begin MATERIAL
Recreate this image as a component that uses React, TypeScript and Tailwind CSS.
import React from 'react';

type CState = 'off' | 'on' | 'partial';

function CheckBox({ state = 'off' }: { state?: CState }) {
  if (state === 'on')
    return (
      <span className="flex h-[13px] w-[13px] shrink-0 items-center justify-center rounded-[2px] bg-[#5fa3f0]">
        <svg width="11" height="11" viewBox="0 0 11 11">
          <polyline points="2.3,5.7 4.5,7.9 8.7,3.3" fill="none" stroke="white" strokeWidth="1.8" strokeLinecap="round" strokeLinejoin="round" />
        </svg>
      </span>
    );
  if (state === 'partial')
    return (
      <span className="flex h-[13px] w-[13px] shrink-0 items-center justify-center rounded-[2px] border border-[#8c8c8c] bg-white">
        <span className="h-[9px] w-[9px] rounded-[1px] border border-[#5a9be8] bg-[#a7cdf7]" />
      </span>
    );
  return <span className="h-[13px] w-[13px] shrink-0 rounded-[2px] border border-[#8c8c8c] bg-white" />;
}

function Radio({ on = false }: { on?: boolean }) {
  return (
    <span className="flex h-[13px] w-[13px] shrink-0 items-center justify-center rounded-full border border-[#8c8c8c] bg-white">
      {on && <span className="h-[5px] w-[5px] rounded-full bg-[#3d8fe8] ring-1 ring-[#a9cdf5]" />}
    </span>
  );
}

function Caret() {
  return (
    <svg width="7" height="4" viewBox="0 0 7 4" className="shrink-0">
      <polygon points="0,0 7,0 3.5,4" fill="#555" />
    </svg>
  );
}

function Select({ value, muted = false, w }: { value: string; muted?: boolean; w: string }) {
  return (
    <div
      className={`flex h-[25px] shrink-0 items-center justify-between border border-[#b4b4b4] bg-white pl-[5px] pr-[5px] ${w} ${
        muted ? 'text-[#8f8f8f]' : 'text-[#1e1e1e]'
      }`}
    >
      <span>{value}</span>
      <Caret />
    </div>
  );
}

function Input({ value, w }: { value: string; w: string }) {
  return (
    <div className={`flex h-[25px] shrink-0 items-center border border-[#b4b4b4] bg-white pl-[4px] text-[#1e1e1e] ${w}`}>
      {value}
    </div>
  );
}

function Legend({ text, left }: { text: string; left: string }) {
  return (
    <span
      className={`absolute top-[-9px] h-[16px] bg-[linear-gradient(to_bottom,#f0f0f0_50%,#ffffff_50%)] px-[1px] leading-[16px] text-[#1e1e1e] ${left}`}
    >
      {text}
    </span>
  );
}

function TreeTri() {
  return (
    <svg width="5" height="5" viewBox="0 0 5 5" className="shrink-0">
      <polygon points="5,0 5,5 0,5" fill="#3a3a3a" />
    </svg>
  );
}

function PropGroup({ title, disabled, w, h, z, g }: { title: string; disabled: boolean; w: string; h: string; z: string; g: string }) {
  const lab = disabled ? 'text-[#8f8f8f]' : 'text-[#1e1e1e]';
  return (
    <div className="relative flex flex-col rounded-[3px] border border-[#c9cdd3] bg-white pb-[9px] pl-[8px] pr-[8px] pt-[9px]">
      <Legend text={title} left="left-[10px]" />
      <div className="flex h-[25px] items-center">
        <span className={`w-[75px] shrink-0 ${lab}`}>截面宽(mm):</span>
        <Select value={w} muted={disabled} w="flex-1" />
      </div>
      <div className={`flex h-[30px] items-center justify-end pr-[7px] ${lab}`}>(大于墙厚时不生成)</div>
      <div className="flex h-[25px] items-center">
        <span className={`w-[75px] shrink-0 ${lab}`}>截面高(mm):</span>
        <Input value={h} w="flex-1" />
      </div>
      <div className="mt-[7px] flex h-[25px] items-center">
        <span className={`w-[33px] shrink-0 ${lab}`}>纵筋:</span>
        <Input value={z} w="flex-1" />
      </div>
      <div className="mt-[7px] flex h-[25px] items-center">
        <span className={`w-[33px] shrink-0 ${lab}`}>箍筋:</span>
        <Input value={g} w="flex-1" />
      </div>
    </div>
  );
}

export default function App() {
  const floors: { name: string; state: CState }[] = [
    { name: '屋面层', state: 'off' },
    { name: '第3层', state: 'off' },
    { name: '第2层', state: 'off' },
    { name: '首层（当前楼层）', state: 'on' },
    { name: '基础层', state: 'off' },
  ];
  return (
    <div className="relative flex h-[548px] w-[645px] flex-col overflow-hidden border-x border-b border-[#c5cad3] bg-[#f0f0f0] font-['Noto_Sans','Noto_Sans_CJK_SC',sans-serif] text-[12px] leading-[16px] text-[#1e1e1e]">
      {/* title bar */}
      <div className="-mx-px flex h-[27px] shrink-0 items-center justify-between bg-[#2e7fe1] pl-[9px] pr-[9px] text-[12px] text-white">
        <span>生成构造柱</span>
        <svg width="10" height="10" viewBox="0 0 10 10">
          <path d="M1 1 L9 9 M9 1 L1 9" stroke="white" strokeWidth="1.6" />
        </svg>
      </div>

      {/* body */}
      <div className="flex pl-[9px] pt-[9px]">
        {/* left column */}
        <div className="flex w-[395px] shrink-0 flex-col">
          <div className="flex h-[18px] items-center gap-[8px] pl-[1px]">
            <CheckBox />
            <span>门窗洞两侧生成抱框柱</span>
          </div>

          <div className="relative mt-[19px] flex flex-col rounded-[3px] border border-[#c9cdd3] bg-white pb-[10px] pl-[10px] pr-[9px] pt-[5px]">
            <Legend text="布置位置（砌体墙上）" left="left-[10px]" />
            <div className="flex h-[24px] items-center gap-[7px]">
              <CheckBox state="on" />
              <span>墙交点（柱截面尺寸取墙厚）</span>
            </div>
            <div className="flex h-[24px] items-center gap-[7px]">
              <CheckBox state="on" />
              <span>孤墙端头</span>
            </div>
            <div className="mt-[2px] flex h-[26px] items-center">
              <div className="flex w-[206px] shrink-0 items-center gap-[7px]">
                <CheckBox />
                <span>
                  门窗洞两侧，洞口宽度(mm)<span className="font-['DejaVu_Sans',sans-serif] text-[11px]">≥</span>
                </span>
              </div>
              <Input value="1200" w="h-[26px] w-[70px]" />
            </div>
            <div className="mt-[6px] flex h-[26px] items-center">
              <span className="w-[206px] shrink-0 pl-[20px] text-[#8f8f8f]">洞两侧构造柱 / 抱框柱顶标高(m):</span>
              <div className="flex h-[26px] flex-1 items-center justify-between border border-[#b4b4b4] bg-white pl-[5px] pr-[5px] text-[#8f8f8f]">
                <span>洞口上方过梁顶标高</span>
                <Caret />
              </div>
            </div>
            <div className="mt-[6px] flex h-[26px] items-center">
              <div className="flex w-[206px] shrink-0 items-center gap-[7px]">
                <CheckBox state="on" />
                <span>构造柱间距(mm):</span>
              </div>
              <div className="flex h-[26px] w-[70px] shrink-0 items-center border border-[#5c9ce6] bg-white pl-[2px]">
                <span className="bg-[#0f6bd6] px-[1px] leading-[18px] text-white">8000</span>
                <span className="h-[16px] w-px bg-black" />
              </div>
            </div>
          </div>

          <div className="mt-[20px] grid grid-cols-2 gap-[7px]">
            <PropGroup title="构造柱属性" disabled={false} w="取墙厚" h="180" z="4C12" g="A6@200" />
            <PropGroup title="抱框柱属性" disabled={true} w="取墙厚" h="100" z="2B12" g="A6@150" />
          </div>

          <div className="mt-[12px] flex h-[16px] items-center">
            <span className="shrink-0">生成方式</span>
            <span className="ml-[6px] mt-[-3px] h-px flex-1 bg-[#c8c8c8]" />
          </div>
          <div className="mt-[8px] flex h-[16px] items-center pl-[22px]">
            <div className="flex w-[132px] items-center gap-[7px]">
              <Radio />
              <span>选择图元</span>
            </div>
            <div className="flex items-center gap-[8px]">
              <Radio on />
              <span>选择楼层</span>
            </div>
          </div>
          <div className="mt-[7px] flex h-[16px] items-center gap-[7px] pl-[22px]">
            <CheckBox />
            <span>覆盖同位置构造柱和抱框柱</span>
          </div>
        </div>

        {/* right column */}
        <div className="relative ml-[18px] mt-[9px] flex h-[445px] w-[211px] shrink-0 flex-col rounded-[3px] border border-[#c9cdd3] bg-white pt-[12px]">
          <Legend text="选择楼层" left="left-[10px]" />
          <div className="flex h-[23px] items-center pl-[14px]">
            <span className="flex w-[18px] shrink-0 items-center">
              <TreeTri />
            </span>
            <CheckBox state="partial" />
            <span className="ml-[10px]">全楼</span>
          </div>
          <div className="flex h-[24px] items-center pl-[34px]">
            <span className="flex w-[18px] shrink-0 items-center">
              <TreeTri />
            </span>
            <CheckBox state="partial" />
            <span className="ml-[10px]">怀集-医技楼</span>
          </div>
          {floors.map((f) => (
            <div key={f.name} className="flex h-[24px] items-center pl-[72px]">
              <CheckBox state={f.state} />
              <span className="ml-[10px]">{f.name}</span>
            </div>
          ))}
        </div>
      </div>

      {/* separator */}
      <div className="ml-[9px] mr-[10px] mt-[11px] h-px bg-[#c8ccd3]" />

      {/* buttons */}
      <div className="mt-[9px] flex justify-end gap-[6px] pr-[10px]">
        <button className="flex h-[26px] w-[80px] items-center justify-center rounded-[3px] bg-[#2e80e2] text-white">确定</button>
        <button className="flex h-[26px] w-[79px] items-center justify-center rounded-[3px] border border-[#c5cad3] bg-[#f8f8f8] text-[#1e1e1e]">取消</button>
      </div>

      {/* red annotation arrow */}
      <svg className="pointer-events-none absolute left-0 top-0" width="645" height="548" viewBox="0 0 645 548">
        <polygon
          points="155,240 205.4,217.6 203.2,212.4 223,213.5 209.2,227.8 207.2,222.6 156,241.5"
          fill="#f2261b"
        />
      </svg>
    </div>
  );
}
end MATERIAL
From the very first line of the data through the line with "type CState = 'off' | 'on' | 'partial';" in it, please reproduce each line exactly and output nothing more.

Recreate this image as a component that uses React, TypeScript and Tailwind CSS.
import React from 'react';

type CState = 'off' | 'on' | 'partial';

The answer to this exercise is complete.